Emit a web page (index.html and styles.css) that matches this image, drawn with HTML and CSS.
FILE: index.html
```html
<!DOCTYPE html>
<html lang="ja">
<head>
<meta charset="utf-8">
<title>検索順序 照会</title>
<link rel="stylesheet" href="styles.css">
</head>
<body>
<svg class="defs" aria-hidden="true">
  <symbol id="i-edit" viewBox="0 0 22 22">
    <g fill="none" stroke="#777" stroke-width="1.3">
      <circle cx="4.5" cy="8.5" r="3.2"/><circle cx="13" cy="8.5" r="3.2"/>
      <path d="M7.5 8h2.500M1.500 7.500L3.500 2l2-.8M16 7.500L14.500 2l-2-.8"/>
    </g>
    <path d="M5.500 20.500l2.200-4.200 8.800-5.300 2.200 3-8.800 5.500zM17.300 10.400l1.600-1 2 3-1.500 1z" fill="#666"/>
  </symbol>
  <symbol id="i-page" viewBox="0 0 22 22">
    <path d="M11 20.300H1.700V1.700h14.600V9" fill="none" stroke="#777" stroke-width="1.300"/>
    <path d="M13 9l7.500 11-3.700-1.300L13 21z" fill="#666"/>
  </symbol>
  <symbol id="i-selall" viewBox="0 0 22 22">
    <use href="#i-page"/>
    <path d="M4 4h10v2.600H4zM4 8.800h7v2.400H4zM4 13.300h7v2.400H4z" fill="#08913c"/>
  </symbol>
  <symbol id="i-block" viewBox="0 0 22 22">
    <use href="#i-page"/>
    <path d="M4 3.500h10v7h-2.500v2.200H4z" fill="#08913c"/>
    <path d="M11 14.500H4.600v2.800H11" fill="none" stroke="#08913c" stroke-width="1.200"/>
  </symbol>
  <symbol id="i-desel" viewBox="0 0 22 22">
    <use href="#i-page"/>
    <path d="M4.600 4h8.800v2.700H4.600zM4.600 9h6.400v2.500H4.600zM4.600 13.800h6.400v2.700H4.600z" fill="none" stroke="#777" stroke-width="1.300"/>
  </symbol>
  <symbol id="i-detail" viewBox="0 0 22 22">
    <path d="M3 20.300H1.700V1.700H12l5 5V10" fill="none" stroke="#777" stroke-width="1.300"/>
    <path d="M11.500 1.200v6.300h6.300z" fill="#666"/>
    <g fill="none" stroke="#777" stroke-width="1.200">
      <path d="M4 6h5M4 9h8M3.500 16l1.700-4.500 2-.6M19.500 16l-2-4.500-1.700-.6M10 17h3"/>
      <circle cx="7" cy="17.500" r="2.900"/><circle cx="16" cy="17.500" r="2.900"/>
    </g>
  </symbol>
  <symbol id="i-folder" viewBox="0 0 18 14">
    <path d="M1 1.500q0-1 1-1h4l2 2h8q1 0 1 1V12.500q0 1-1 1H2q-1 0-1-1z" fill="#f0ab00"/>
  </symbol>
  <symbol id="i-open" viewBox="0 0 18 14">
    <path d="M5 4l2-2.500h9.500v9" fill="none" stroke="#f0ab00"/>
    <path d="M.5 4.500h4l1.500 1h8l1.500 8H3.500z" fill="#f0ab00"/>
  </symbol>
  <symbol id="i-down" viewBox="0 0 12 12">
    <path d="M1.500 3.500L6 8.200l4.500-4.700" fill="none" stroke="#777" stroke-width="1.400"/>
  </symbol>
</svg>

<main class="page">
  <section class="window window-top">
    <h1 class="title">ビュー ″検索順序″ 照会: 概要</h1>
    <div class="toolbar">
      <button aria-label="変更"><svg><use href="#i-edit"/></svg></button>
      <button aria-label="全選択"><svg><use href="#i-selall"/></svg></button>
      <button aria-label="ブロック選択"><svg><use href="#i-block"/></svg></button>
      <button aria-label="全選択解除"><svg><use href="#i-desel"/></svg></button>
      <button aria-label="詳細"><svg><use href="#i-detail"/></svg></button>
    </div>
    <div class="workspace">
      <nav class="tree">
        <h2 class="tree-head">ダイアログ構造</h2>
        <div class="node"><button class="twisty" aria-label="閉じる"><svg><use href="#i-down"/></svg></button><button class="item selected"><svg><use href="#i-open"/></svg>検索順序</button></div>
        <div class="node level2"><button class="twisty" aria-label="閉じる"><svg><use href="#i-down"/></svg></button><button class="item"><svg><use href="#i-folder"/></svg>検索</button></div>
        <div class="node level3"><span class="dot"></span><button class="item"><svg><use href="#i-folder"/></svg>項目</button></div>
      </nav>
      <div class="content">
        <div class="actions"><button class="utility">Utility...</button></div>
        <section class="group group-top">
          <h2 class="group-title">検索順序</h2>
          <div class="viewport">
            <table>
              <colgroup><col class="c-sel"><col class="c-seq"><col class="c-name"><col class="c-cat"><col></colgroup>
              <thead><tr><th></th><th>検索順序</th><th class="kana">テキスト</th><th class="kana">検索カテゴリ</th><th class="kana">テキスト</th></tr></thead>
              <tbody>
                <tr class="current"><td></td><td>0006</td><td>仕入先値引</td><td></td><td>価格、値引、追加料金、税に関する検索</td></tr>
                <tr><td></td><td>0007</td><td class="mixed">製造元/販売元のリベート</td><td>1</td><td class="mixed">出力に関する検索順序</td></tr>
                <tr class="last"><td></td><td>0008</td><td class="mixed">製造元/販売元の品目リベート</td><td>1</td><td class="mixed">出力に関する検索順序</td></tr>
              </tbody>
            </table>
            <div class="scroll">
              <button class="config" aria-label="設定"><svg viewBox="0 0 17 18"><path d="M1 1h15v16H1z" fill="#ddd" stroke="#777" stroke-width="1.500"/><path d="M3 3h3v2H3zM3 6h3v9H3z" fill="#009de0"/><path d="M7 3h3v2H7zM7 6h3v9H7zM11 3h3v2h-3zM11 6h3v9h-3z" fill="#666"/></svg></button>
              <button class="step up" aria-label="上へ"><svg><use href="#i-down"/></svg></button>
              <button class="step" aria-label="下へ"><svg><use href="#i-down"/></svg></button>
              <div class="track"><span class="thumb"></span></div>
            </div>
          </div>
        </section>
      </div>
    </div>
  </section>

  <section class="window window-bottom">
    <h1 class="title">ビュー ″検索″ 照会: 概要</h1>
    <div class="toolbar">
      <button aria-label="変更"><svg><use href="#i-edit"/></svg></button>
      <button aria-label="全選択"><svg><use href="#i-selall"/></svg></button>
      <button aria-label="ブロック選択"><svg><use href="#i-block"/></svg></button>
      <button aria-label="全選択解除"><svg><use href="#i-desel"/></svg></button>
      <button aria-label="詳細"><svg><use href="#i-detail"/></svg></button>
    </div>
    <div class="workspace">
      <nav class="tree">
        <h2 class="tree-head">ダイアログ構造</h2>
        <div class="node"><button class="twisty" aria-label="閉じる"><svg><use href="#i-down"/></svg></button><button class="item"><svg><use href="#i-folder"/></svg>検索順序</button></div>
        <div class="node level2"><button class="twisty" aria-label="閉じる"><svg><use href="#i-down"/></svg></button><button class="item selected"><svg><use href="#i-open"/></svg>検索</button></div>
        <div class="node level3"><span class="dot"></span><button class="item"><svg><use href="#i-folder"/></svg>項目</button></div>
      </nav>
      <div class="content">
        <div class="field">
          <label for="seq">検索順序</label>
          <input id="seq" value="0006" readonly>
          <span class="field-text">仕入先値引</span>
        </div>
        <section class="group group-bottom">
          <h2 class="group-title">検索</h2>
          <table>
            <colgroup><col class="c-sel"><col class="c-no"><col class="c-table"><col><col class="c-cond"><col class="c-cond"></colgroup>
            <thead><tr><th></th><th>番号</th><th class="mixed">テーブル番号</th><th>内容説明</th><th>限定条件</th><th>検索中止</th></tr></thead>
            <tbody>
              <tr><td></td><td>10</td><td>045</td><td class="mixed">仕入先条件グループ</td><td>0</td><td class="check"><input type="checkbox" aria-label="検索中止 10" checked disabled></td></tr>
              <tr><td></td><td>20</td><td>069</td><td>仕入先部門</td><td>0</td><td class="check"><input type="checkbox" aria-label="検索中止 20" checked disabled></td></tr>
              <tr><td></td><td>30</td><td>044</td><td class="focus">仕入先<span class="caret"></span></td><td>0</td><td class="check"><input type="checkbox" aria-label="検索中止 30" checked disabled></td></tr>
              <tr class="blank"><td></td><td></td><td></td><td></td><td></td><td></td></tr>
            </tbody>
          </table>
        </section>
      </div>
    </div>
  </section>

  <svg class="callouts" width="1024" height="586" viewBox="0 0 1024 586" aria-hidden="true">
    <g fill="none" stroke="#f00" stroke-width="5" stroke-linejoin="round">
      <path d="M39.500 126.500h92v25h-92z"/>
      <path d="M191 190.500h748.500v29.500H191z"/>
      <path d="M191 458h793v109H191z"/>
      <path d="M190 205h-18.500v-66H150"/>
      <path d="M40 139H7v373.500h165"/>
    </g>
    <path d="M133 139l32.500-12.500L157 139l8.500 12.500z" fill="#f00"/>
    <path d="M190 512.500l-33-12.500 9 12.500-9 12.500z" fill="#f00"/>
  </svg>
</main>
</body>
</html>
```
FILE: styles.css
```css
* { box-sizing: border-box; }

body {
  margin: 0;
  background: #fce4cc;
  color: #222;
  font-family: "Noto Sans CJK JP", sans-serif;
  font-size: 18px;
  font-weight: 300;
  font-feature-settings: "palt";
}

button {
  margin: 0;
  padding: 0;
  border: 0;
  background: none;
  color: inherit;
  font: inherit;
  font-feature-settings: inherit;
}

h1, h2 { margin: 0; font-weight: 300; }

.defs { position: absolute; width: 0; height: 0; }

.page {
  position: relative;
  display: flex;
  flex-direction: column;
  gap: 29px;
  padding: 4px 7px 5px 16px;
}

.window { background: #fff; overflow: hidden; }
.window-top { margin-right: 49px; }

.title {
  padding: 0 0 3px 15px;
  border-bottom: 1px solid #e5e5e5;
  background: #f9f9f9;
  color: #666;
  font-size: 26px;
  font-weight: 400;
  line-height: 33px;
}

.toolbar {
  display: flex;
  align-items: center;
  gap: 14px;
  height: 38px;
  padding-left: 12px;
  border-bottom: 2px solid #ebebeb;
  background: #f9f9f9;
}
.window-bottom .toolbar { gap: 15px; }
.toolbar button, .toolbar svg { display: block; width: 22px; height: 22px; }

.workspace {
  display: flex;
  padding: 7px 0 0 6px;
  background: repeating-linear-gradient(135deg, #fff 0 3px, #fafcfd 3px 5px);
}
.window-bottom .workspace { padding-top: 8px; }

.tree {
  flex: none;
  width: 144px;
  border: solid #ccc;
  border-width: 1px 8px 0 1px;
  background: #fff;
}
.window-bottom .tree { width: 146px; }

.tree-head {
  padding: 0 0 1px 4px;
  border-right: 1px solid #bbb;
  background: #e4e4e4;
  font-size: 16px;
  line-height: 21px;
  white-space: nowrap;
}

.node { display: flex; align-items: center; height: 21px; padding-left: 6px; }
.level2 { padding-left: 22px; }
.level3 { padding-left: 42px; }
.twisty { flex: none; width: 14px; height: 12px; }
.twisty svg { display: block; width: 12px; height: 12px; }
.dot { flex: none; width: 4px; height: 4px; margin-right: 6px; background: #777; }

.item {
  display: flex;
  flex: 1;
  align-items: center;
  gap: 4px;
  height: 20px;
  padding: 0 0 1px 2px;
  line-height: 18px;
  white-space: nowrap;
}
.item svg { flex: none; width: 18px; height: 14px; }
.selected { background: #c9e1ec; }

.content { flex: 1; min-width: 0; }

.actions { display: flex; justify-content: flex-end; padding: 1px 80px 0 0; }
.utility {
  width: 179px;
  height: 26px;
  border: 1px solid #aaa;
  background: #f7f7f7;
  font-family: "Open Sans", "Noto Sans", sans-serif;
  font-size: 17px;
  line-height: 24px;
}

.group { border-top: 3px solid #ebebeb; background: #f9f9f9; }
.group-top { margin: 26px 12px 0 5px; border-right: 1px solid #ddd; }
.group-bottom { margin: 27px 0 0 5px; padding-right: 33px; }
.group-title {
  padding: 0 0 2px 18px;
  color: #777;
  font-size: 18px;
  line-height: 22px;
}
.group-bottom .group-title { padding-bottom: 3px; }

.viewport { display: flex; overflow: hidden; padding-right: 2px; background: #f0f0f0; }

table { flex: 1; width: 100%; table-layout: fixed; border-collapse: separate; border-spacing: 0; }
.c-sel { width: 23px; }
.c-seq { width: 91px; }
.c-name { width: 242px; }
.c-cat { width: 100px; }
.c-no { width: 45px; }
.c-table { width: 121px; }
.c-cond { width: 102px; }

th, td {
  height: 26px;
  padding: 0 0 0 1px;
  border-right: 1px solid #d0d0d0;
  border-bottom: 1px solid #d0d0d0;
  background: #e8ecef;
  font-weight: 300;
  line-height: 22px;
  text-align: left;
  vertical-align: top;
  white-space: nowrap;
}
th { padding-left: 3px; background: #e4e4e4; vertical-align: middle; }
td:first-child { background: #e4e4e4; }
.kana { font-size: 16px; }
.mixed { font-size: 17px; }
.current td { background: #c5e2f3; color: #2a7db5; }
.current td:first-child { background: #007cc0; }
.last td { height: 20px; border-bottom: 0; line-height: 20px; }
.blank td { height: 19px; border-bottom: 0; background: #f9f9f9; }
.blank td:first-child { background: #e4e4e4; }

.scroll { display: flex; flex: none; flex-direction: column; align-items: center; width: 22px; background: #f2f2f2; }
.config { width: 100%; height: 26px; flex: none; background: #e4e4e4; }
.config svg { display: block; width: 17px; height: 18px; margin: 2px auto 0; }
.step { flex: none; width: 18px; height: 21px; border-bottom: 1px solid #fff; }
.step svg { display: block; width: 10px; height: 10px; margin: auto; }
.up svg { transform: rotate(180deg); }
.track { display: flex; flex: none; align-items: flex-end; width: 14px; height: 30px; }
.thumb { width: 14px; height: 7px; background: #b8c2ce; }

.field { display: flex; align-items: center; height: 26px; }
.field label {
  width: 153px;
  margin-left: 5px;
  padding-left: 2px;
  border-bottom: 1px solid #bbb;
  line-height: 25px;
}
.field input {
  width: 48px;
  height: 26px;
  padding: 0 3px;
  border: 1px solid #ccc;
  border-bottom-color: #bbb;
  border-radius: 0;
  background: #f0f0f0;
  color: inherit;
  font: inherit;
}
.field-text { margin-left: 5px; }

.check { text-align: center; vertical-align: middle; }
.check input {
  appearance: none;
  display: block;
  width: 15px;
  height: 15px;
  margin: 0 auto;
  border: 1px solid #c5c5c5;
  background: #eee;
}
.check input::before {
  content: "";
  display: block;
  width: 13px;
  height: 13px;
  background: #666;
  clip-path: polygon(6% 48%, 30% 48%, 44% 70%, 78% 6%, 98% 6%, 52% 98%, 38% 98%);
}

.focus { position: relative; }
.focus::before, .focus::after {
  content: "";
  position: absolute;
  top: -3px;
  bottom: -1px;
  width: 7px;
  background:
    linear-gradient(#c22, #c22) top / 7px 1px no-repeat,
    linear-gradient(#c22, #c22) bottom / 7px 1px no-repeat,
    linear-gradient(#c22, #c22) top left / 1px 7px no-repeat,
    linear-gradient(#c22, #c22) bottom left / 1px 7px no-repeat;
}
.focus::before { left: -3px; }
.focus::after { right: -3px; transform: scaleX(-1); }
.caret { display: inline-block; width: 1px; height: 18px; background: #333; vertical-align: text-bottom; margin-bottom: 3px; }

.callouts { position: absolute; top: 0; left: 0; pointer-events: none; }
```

- _Work to do_:
Among the lines of the material above, how many include the string "page"? Report only that number.

- _Response for this exercise_:
7